6 of 6 people found the following review helpful
5.0 out of 5 stars Odd Couple That Works 24 Jun 2006
By Mark D. Prouse - Published on Amazon.com
Format:Audio CD
A few years back I found a vinyl copy of NORMA DELORES EGSTROM FROM JAMESTOWN NORTH DAKOTA at a flea market in Albuquerque, N.M. Having loved Peggy Lee all of my life, but never having heard this particular album, I bought it for a buck or so. (I first paid really close attention to Peggy Lee when I was around twelve years old, at an alcoholic neighbor lady's house on my block, where I did chores for pocket change. This overly generous lady, who resembled Phyllis Diller, would drink gin out of a tall paper cup all day long with the drapes closed, and she would let me paw through her LP collection, where I discovered LATIN ALA LEE. In the following weeks, I would play that scratchy record over and over on my besotted host's console stereo). By the time I first heard NORMA DELORES EGSTROM..., I was in my mid-forties (this was around 1997), and was now thoroughly acquainted with most of Ms. Lee's catalog. I put the album on my turntable for the first time with some trepidation, as this great singer's first few post-Capitol albums in the seventies were, to say the least, not among her best efforts. Boy was I surprised! How had this excellent album eluded me for all of those years? Here was a mix of contemporary material mixed with old chestnuts that was handled with the flare of Peggy Lee in her prime, and I could not have been more pleased. The ragged edges and shortness of breath that were beginning to show up in Lee's voice around this time only added to the charm of these performances, and one tune, Leslie Duncan's "Love Song" moved me to tears. "When I Found You" was another standout on this set, gently rocking and confirming once more that Peggy Lee could sing just about anything with class and style. For those who still doubt, pick this "twofer" up and marvel at how Lee handles songs of the younger generation at that time, "Superstar" and "A Song For You." If they weren't already, Peg helped them become new standards. The version of the established standard, "I'll Be Seeing You," on this CD, is now among my very favorite Peggy Lee performances.
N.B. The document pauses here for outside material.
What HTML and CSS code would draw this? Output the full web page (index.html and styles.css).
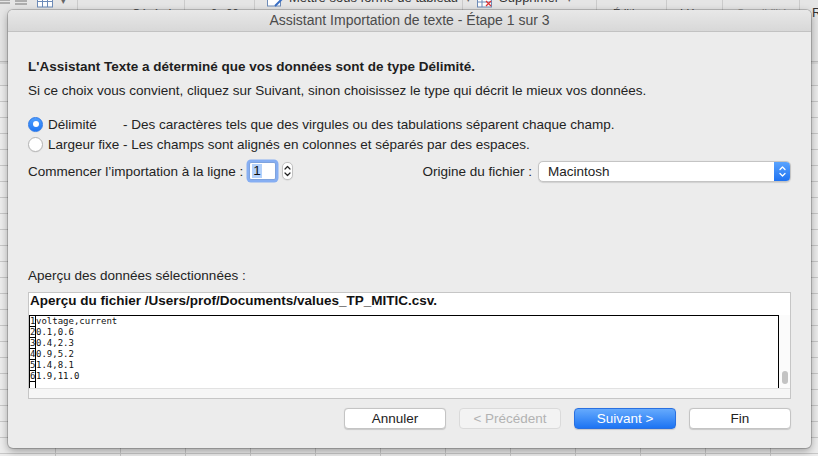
FILE: index.html
```html
<!DOCTYPE html>
<html lang="fr">
<head>
<meta charset="utf-8">
<title>Assistant Importation de texte</title>
<link rel="stylesheet" href="styles.css">
</head>
<body>
<div class="app">
  <div class="ribbon">
    <div class="rg g1">
      <svg class="ic ic-a" width="10" height="8" viewBox="0 0 10 8"><path d="M0 1h10M0 4h10" stroke="#777" stroke-width="1"/></svg>
      <svg class="ic ic-b" width="12" height="8" viewBox="0 0 12 8"><path d="M0 1h12M0 4h12" stroke="#777" stroke-width="1"/></svg>
      <svg class="ic ic-c" width="16" height="8" viewBox="0 0 16 8"><rect x="0.5" y="-3" width="15" height="10" fill="#fff" stroke="#6d8bb8"/><path d="M0 1.5h16M5.5 -3v10M10.5 -3v10" stroke="#6d8bb8"/></svg>
      <span class="caret">▾</span>
    </div>
    <div class="rg g2"><span class="low">Général</span><span class="low caret2">▾</span></div>
    <div class="rg g3"><span class="low">←0 &nbsp;,00</span></div>
    <div class="rg g4">
      <svg class="ic ic-d" width="16" height="8" viewBox="0 0 16 8"><rect x="0.5" y="-3" width="13" height="9" fill="#fff" stroke="#6d8bb8"/><path d="M8 6l7-7" stroke="#3a6fc4" stroke-width="2"/></svg>
      <span class="top">Mettre sous forme de tableau</span><span class="top caret3">▾</span>
    </div>
    <div class="rg g5">
      <svg class="ic ic-d" width="16" height="8" viewBox="0 0 16 8"><rect x="0.5" y="-3" width="14" height="10" fill="#fff" stroke="#6d8bb8"/><path d="M0 2h15M5 -3v10" stroke="#6d8bb8"/><path d="M9 1l5 5M14 1l-5 5" stroke="#d33" stroke-width="1.2"/></svg>
      <span class="top">Supprimer</span><span class="top caret3">▾</span>
    </div>
    <div class="rg g6"><span class="low">Édition</span></div>
    <div class="rg g7"><span class="low">Idées</span></div>
    <div class="rg g8"><span class="low faint">Sensibilité</span></div>
    <div class="rg g9"><span class="rr">R</span></div>
  </div>
  <div class="sheet">
    <div class="colhead"></div>
    <div class="grid"></div>
  </div>

  <div class="dialog">
    <div class="titlebar">Assistant Importation de texte - Étape 1 sur 3</div>
    <div class="content">
      <p class="lead">L'Assistant Texte a déterminé que vos données sont de type Délimité.</p>
      <p class="hint">Si ce choix vous convient, cliquez sur Suivant, sinon choisissez le type qui décrit le mieux vos données.</p>
      <div class="options">
        <div class="opt"><span class="radio on"></span><span class="opt-label">Délimité</span><span class="opt-desc">- Des caractères tels que des virgules ou des tabulations séparent chaque champ.</span></div>
        <div class="opt"><span class="radio"></span><span class="opt-label">Largeur fixe</span><span class="opt-desc">- Les champs sont alignés en colonnes et séparés par des espaces.</span></div>
      </div>
      <div class="start-row">
        <div class="start">
          <span>Commencer l’importation à la ligne :</span>
          <span class="num-input"><span class="sel">1</span></span>
          <span class="stepper"><svg width="9" height="16" viewBox="0 0 9 16"><path d="M2 6l2.5-2.5L7 6M2 10l2.5 2.5L7 10" fill="none" stroke="#222" stroke-width="1.2" stroke-linecap="round" stroke-linejoin="round"/></svg></span>
        </div>
        <div class="origin">
          <span>Origine du fichier :</span>
          <span class="select"><span class="select-val">Macintosh</span><span class="select-arrows"><svg width="9" height="17" viewBox="0 0 9 17"><path d="M2 6.5l2.5-2.5L7 6.5M2 10.5l2.5 2.5L7 10.5" fill="none" stroke="#fff" stroke-width="1.3" stroke-linecap="round" stroke-linejoin="round"/></svg></span></span>
        </div>
      </div>
      <div class="preview-label">Aperçu des données sélectionnées :</div>
      <div class="preview">
        <div class="pv-head">Aperçu du fichier /Users/prof/Documents/values_TP_MITIC.csv.</div>
        <div class="pv-body">
          <div class="pv-data">
            <div class="row"><span class="cell">1</span><span class="txt">voltage,current</span></div>
            <div class="row"><span class="cell">2</span><span class="txt">0.1,0.6</span></div>
            <div class="row"><span class="cell">3</span><span class="txt">0.4,2.3</span></div>
            <div class="row"><span class="cell">4</span><span class="txt">0.9,5.2</span></div>
            <div class="row"><span class="cell">5</span><span class="txt">1.4,8.1</span></div>
            <div class="row"><span class="cell">6</span><span class="txt">1.9,11.0</span></div>
            <div class="row"><span class="cell"></span><span class="txt"></span></div>
          </div>
          <div class="pv-vscroll"><span class="thumb"></span></div>
        </div>
        <div class="pv-hscroll"></div>
      </div>
      <div class="buttons">
        <span class="btn">Annuler</span>
        <span class="btn disabled">&lt; Précédent</span>
        <span class="btn primary">Suivant &gt;</span>
        <span class="btn">Fin</span>
      </div>
    </div>
  </div>
</div>
</body>
</html>
```

FILE: styles.css
```css
* { box-sizing: border-box; margin: 0; padding: 0; }
html, body { width: 818px; height: 456px; overflow: hidden; }
body {
  font-family: "Liberation Sans", Arial, sans-serif;
  font-size: 13px;
  color: #232323;
  background: #e9e9e9;
}
.app { position: relative; width: 818px; height: 456px; overflow: hidden; }

/* background Excel window */
.ribbon {
  height: 62px;
  background: #e5e5e5;
  border-bottom: 1px solid #bdbdbd;
  display: flex;
  align-items: flex-start;
  overflow: hidden;
}
.rg {
  height: 30px;
  border-right: 1px solid #cbcbcb;
  display: flex;
  align-items: flex-start;
  flex-shrink: 0;
  color: #3a3a3a;
}
.g1 { width: 78px; }
.g2 { width: 107px; padding-left: 54px; }
.g3 { width: 70px; padding-left: 15px; }
.g4 { width: 208px; padding-left: 12px; }
.g5 { width: 134px; padding-left: 14px; }
.g6 { width: 70px; padding-left: 16px; }
.g7 { width: 56px; padding-left: 13px; }
.g8 { width: 77px; padding-left: 14px; }
.g9 { width: 18px; border-right: 0; padding-left: 12px; }
.ic { display: block; flex-shrink: 0; }
.ic-a { margin-left: 0; margin-top: -1px; }
.ic-b { margin-left: 5px; margin-top: 0; }
.ic-c { margin-left: 10px; margin-top: 0; }
.ic-d { margin-top: 0; margin-right: 6px; }
.caret { font-size: 9px; line-height: 9px; margin-left: 8px; margin-top: -3px; color: #666; }
.low { font-size: 11px; line-height: 12px; margin-top: 7px; color: #444; white-space: nowrap; }
.caret2 { margin-left: 12px; font-size: 9px; }
.faint { color: #9a9a9a; }
.top { font-size: 13px; line-height: 14px; margin-top: -9px; white-space: nowrap; color: #333; }
.caret3 { font-size: 9px; margin-left: 8px; margin-top: -8px; color: #666; }
.rr { font-size: 13px; line-height: 14px; margin-top: 6px; color: #333; }

.sheet { background: #ececec; height: 394px; }
.colhead { height: 24px; border-top: 2px solid #d8d8d8; border-bottom: 1px solid #c6c6c6; background: #e8e8e8; }
.grid {
  height: 370px;
  background-color: #ededed;
  background-image:
    linear-gradient(#c8c8c8 1px, transparent 1px),
    linear-gradient(90deg, #c8c8c8 1px, transparent 1px);
  background-size: 100% 16px, 65px 100%;
  background-position: 0 15px, 55px 0;
}

/* dialog window */
.dialog {
  position: absolute;
  left: 8px;
  top: 10px;
  width: 803px;
  height: 438px;
  background: #ececec;
  border-radius: 5px;
  overflow: hidden;
  font-size: 13.5px;
  box-shadow: 0 0 0 1px rgba(0,0,0,0.18), 0 3px 9px rgba(0,0,0,0.35);
}
.titlebar {
  height: 22px;
  line-height: 21px;
  text-align: center;
  color: #4b4b4b;
  font-size: 14px;
  background: linear-gradient(#e8e8e8, #d8d8d8);
  border-bottom: 1px solid #c2c2c2;
}
.content {
  padding: 27px 20px 0 20px;
  display: flex;
  flex-direction: column;
}
.lead { font-weight: bold; line-height: 16px; color: #1e1e1e; }
.hint { margin-top: 8px; line-height: 16px; }
.options { margin-top: 15px; }
.opt { display: flex; align-items: center; height: 20px; }
.radio {
  width: 15px; height: 15px;
  border-radius: 50%;
  border: 1px solid #b4b4b4;
  background: #fff;
  margin-right: 5px;
  flex-shrink: 0;
  box-shadow: 0 0.5px 1px rgba(0,0,0,0.08);
}
.radio.on {
  border-color: #2c78e8;
  background: linear-gradient(#4e9dfd, #1f77f3);
  display: flex; align-items: center; justify-content: center;
}
.radio.on::after { content: ""; width: 6px; height: 6px; border-radius: 50%; background: #fff; }
.opt-label { width: 75px; flex-shrink: 0; white-space: nowrap; }
.opt-desc { white-space: nowrap; }

.start-row {
  margin-top: 5px;
  height: 24px;
  display: flex;
  align-items: center;
  justify-content: space-between;
}
.start { display: flex; align-items: center; }
.num-input {
  width: 27px; height: 18px;
  margin-left: 6px;
  background: #fff;
  border: 1px solid #7fa3dd;
  border-radius: 2px;
  box-shadow: 0 0 0 2.5px #86aef2;
  display: flex; align-items: center;
  padding-left: 2px;
  line-height: 14px;
}
.sel { background: #b3d1fb; padding: 0 1px; color: #111; }
.stepper {
  width: 11px; height: 18px;
  margin-left: 6px;
  background: #fff;
  border: 1px solid #c2c2c2;
  border-radius: 5px;
  display: flex; align-items: center; justify-content: center;
  box-shadow: 0 0.5px 1px rgba(0,0,0,0.1);
}
.stepper svg { display: block; }
.origin { display: flex; align-items: center; }
.select {
  width: 253px; height: 21px;
  margin-left: 6px;
  background: #fff;
  border: 1px solid #c4c4c4;
  border-radius: 5px;
  display: flex; align-items: center; justify-content: space-between;
  padding-left: 9px;
  box-shadow: 0 0.5px 1px rgba(0,0,0,0.12);
  overflow: hidden;
}
.select-arrows {
  width: 17px; height: 21px;
  margin-right: -1px;
  background: linear-gradient(#5da6ff, #1c70f1);
  border-radius: 0 5px 5px 0;
  display: flex; align-items: center; justify-content: center;
}
.select-arrows svg { display: block; }

.preview-label { margin-top: 85px; line-height: 16px; }
.preview {
  margin-top: 8px;
  height: 107px;
  border: 1px solid #c6c6c6;
  background: #fff;
  display: flex;
  flex-direction: column;
}
.pv-head { height: 22px; line-height: 16px; font-weight: bold; padding-left: 1px; color: #111; white-space: nowrap; }
.pv-body { height: 73px; display: flex; }
.pv-data {
  width: 750px;
  border-top: 1px solid #000;
  border-right: 1px solid #000;
  overflow: hidden;
  font-family: "DejaVu Sans Mono", "Liberation Mono", monospace;
  font-size: 9px;
  color: #111;
}
.row { display: flex; height: 11px; line-height: 10px; }
.cell {
  width: 7px;
  border: 1px solid #000;
  border-top: 0;
  text-align: center;
  flex-shrink: 0;
}
.txt { white-space: pre; }
.pv-vscroll {
  flex: 1;
  background: #fbfbfb;
  display: flex;
  flex-direction: column;
  justify-content: flex-end;
  padding: 0 0 4px 3px;
}
.thumb { width: 6px; height: 13px; border-radius: 3px; background: #c3c3c3; }
.pv-hscroll { height: 10px; background: #f6f6f6; border-top: 1px solid #e2e2e2; }

.buttons {
  margin-top: 9px;
  display: flex;
  justify-content: flex-end;
  gap: 13px;
}
.btn {
  width: 102px; height: 21px;
  border-radius: 4px;
  background: #fff;
  border: 1px solid #c4c4c4;
  box-shadow: 0 0.5px 1px rgba(0,0,0,0.15);
  text-align: center;
  line-height: 19px;
  color: #222;
}
.btn.disabled { background: #f3f3f3; color: #b2b2b2; border-color: #dadada; box-shadow: none; }
.btn.primary { background: linear-gradient(#65aafd, #1d74f3); border-color: #2a70e0; color: #fff; }
```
Now there's not much I can add to what other reviewers have written here about I'M A WOMAN, an album I've been waiting for years to come out on CD. Peggy's sly, swingin' rendition of "There Ain't No Sweet Man (That's Worth The Salt Of My Tears)" is alone worth the price of admission, but every song here is perfectly sung. One can just see the twinkle in Peggy's eye (and the tongue in her cheek) as she tosses off "Mack The Knife" in a half-whisper at breakneck speed. The sound effects make it fresh and funny, while somehow only enhancing the song's sinister undertones. "A Taste Of Honey" is gorgeous, and "Alley Cat Song" is one of Lee's great signature tunes, along with the title track. Although Rick Nelson's version of "I'm Walkin'" is not threatened by Ms. Lee's take, she makes it shine in her own, effortless way.

Taken together, these two records are a solid set, but are quite different; each could easily stand on its own. One note of caution: as mentioned by others, some of the tracks on NORMA DELORES EGSTROM... are not the same takes that were used on the LP version, and are not quite as polished (although certainly not bad). My guess is that the original masters were lost or were damaged. I was vaguely disappointed, and would have deducted half a star, but Amazon doesn't provide that option to customers, so the five-star rating stands, as these albums should be bought and heard by fans and newbies alike. They're great!